It’s so much more flavorful, the texture more real. It’s amazing. Higher in omega 3 fatty acids, beta carotene and CLA, another “good” fat, and Vitamin E. It’s leaner, so our kitchen is adjusting to new cooking methods. Our diners are advised that well-done might be too, well, done.

American had never tasted corn-fed beef until WWII. But now, most beef eaten the US is corn-fed, with a very different flavor profile and texture. Since grass-fed beef predates most of us, taste memories are made of corn-fed flavor. So it’s an adventure in revisiting and redefining authenticity, too.
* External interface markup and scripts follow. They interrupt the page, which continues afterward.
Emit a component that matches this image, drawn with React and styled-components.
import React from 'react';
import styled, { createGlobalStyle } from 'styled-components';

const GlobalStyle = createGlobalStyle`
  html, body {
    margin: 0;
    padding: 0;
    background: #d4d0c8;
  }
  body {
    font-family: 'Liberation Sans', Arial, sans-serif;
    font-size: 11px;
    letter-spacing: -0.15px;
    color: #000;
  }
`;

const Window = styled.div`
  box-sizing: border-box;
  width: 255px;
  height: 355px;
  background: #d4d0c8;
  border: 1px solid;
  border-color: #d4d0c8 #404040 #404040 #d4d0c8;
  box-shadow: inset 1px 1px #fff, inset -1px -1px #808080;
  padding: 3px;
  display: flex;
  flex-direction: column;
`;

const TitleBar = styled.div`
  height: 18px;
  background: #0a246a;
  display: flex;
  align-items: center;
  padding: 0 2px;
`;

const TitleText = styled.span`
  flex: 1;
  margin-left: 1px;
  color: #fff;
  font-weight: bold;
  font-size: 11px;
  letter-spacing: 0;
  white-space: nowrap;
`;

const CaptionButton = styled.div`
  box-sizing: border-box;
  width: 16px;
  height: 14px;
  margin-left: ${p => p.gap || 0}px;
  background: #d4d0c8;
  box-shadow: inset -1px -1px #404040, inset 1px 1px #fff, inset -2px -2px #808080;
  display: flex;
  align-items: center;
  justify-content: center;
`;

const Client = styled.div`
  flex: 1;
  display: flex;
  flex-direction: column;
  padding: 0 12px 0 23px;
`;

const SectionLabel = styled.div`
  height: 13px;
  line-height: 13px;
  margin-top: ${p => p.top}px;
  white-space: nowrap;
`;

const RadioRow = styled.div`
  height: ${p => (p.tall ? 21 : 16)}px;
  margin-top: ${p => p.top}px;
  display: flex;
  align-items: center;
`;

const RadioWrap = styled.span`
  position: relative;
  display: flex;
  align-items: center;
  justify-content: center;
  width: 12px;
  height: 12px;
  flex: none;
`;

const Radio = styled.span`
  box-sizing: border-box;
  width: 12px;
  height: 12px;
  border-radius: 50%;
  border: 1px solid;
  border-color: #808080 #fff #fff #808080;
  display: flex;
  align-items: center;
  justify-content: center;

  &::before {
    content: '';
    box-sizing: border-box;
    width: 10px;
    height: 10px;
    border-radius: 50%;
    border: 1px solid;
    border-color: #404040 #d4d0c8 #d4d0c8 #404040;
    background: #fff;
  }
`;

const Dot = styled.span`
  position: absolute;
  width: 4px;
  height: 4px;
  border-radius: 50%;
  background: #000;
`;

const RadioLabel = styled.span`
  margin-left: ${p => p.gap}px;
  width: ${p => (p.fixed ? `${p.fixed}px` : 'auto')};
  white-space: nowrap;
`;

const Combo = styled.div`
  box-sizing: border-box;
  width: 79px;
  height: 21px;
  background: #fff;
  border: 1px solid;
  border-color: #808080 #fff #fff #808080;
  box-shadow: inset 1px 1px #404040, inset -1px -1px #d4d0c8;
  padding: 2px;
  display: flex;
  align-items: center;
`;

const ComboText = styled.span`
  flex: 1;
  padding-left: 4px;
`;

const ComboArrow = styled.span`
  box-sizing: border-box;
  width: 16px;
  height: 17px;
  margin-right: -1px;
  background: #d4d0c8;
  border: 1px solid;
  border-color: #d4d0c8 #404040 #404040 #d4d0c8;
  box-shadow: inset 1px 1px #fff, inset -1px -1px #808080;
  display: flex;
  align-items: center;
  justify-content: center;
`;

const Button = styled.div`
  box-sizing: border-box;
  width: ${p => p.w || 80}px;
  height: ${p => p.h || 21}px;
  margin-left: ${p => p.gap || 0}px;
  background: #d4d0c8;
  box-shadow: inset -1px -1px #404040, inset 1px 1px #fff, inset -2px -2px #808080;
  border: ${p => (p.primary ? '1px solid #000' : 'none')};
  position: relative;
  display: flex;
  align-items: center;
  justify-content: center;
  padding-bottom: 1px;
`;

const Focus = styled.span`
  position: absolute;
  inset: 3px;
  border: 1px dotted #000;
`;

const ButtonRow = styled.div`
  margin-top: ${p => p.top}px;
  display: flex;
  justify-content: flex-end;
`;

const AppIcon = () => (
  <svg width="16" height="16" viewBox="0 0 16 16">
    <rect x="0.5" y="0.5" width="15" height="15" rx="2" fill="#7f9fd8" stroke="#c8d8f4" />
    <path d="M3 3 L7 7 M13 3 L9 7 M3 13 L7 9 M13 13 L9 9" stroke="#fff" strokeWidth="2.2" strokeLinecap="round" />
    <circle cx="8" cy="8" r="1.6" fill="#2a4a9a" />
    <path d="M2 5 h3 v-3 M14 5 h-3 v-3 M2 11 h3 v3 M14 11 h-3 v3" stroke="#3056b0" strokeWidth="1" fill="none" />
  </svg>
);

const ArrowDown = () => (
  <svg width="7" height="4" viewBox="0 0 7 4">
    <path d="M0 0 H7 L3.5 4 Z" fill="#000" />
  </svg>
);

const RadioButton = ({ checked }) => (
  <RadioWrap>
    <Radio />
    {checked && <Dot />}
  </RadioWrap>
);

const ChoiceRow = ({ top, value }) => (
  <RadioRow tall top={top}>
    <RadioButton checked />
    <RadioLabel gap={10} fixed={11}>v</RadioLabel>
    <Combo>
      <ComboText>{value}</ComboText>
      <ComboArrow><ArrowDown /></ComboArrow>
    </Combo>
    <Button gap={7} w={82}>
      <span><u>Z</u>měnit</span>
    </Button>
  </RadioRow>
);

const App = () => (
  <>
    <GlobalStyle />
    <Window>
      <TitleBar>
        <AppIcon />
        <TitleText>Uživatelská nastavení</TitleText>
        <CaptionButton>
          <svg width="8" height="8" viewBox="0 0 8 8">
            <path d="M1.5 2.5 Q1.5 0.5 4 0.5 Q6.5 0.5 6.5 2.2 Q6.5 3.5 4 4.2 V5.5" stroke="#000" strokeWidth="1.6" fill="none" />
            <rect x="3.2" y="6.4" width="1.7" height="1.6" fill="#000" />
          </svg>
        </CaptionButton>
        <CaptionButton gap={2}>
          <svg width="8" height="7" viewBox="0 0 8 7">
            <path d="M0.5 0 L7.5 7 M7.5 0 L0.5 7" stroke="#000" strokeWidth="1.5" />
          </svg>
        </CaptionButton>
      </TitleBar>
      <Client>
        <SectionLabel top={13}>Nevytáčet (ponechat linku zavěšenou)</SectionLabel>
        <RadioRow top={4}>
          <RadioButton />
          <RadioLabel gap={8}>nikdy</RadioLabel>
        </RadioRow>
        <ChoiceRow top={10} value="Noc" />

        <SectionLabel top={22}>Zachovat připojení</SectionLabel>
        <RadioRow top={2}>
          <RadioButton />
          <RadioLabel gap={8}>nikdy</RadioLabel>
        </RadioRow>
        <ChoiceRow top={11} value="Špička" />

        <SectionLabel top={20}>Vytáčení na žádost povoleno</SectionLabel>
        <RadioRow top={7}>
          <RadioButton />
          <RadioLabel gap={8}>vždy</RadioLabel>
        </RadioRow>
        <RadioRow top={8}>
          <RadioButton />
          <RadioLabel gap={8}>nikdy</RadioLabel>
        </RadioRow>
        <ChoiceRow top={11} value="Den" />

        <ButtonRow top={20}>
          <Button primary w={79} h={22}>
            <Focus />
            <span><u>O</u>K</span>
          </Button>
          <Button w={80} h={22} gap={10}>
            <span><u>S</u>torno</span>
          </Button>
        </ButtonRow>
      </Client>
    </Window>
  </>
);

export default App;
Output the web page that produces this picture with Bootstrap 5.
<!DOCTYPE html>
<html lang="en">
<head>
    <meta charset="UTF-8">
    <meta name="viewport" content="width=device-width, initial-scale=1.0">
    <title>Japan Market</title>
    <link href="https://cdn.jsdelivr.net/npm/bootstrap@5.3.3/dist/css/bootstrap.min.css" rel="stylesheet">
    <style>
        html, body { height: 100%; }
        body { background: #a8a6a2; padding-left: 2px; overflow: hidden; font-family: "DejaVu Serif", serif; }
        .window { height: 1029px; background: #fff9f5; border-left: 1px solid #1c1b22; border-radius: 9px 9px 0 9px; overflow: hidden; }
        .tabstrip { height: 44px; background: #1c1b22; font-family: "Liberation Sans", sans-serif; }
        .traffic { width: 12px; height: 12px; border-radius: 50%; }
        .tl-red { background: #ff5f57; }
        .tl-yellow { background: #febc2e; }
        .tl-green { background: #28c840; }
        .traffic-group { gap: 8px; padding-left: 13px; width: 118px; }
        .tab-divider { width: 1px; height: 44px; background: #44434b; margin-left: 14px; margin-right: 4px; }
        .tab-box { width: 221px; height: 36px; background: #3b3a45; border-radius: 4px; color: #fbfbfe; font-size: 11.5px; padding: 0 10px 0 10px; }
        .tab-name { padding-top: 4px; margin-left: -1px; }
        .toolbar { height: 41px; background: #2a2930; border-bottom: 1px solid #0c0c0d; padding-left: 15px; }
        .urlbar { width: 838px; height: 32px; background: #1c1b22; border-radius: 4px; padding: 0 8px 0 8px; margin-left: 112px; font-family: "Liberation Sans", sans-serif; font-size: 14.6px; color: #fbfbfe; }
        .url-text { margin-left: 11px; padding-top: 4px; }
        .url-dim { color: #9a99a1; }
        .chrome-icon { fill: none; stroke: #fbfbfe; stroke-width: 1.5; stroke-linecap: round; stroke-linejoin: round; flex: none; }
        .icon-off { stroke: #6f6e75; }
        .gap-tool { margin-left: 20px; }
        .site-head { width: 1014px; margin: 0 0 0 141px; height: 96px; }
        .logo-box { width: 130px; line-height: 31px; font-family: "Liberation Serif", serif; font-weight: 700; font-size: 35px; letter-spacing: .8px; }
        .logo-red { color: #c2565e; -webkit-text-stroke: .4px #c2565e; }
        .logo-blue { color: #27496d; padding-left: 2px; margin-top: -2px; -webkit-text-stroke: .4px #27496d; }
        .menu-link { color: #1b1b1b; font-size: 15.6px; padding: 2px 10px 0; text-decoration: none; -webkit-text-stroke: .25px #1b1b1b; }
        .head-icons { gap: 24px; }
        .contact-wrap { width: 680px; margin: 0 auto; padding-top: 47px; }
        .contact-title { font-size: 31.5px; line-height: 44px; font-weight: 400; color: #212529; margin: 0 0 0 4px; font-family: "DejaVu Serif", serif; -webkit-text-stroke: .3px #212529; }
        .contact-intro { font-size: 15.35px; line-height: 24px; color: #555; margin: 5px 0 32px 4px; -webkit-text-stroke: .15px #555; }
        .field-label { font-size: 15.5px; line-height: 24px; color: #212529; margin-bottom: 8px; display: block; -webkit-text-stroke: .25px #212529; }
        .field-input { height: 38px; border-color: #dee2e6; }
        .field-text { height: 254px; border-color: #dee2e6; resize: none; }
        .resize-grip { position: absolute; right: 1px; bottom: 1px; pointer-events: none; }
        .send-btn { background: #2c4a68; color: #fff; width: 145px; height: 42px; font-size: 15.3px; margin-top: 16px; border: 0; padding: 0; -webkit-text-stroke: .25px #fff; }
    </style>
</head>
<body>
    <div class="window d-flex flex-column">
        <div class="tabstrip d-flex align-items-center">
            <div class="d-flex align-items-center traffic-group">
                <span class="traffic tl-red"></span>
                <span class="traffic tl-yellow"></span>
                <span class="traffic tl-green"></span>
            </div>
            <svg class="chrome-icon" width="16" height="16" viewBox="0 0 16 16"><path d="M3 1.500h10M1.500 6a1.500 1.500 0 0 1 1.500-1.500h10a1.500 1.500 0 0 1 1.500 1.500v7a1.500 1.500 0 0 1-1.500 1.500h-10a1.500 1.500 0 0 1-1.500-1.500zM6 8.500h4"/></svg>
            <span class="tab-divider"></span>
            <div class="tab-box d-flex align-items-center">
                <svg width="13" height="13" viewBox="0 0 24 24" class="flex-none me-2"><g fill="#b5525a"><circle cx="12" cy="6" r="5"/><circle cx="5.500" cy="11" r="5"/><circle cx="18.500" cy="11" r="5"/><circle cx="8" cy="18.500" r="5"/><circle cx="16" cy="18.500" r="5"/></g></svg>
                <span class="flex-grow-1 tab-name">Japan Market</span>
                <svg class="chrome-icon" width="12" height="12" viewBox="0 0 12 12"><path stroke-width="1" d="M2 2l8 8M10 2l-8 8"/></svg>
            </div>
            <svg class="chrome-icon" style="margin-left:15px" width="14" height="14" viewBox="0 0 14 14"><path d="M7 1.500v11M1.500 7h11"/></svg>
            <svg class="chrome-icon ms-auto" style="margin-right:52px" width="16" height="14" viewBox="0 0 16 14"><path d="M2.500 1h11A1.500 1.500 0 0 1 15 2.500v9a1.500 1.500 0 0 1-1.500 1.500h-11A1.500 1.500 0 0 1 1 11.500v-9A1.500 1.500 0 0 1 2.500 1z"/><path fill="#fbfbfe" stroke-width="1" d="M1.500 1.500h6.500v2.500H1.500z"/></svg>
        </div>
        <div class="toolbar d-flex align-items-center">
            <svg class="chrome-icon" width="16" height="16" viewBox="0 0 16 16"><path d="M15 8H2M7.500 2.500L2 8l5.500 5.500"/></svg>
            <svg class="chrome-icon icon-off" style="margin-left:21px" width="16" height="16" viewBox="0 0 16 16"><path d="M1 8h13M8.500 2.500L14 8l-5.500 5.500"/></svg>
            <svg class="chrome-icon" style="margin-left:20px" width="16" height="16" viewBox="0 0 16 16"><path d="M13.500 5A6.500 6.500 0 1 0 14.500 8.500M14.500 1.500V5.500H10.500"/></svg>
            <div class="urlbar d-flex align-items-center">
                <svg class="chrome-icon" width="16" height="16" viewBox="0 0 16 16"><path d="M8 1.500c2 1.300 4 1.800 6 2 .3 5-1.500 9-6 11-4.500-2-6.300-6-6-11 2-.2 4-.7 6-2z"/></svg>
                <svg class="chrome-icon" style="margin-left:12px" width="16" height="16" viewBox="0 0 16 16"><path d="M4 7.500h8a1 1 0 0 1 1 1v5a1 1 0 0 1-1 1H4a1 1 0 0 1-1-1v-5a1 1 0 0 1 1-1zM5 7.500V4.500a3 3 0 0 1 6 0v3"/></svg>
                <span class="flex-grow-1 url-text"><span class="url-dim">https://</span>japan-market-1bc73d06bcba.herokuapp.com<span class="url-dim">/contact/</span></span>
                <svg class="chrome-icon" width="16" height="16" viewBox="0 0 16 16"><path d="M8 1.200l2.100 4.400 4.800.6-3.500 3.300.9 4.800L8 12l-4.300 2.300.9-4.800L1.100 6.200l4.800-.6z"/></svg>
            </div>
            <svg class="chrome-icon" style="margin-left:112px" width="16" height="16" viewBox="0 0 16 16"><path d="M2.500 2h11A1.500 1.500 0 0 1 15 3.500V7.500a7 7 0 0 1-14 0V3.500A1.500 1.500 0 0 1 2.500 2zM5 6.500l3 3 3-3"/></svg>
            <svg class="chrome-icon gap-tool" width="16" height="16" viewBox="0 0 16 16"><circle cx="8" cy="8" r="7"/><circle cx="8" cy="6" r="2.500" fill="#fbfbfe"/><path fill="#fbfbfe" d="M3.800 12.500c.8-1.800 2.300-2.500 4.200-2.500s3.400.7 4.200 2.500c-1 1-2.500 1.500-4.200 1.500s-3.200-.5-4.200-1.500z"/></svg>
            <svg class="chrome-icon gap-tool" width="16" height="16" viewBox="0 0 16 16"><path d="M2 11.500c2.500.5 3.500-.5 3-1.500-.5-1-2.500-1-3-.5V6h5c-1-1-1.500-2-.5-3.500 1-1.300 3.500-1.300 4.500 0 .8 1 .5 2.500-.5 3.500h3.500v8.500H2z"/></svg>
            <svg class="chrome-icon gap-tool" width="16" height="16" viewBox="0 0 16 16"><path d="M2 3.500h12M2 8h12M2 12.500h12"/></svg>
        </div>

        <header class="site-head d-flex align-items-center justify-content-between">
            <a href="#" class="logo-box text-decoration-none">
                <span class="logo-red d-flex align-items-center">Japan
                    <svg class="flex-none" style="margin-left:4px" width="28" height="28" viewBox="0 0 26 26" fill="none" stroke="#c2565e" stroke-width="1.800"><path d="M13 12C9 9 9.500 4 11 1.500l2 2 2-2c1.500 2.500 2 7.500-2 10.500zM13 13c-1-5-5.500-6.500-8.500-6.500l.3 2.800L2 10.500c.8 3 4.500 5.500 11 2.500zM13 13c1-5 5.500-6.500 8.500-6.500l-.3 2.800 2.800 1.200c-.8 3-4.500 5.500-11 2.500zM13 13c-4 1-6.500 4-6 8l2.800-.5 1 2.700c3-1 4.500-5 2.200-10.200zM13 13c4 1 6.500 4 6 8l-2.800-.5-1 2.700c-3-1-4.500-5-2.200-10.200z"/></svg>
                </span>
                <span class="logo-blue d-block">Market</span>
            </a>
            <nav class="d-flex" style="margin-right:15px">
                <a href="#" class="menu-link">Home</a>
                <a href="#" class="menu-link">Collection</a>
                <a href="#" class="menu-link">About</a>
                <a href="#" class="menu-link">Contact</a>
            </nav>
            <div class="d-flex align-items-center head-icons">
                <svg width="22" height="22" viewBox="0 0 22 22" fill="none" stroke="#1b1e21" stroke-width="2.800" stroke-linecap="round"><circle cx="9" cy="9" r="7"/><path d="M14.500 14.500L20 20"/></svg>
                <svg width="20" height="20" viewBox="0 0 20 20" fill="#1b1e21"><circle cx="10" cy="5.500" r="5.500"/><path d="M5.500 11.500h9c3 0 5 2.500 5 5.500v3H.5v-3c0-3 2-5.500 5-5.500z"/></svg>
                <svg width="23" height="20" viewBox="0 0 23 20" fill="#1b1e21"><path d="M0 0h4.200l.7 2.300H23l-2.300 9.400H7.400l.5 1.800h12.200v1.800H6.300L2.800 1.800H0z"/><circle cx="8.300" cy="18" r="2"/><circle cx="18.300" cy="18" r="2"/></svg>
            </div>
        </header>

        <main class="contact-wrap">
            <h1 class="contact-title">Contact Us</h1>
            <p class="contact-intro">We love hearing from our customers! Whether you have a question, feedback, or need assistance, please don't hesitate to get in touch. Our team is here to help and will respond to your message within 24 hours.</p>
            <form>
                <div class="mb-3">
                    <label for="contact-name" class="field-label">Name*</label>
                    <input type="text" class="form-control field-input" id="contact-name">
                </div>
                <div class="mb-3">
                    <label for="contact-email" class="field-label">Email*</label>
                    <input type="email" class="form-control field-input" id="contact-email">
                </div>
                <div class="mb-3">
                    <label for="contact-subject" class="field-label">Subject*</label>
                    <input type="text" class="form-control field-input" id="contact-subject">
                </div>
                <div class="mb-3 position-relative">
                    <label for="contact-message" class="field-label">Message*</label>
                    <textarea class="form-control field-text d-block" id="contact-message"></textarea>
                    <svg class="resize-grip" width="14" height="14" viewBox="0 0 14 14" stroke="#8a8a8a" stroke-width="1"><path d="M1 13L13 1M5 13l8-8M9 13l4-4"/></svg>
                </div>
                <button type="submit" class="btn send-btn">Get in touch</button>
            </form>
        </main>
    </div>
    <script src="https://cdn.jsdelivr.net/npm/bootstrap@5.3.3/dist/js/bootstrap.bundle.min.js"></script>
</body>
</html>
What was the hold-up in going grass-fed? As a 100 seat diner, we source beef at a very high volume. Marin Sun Farms is now able to supply us at that volume.

And why not 100% grass-fed pastrami and corned beef . . . yet?

Pastrami and corned beef come from a small cut of muscle – the navel end of the brisket. Each cow yields just two briskets. And as a cut of meat with high fat content, corn-fed brisket has only a 40% yield of usable meat. So far, we can’t source that many grass-fed cows locally.

But we’re working on it. For the future of Deli.

In our Re-plating Pastrami post, we discuss the huge impact of beef on the environment – well over and above poultry, pork, and fish.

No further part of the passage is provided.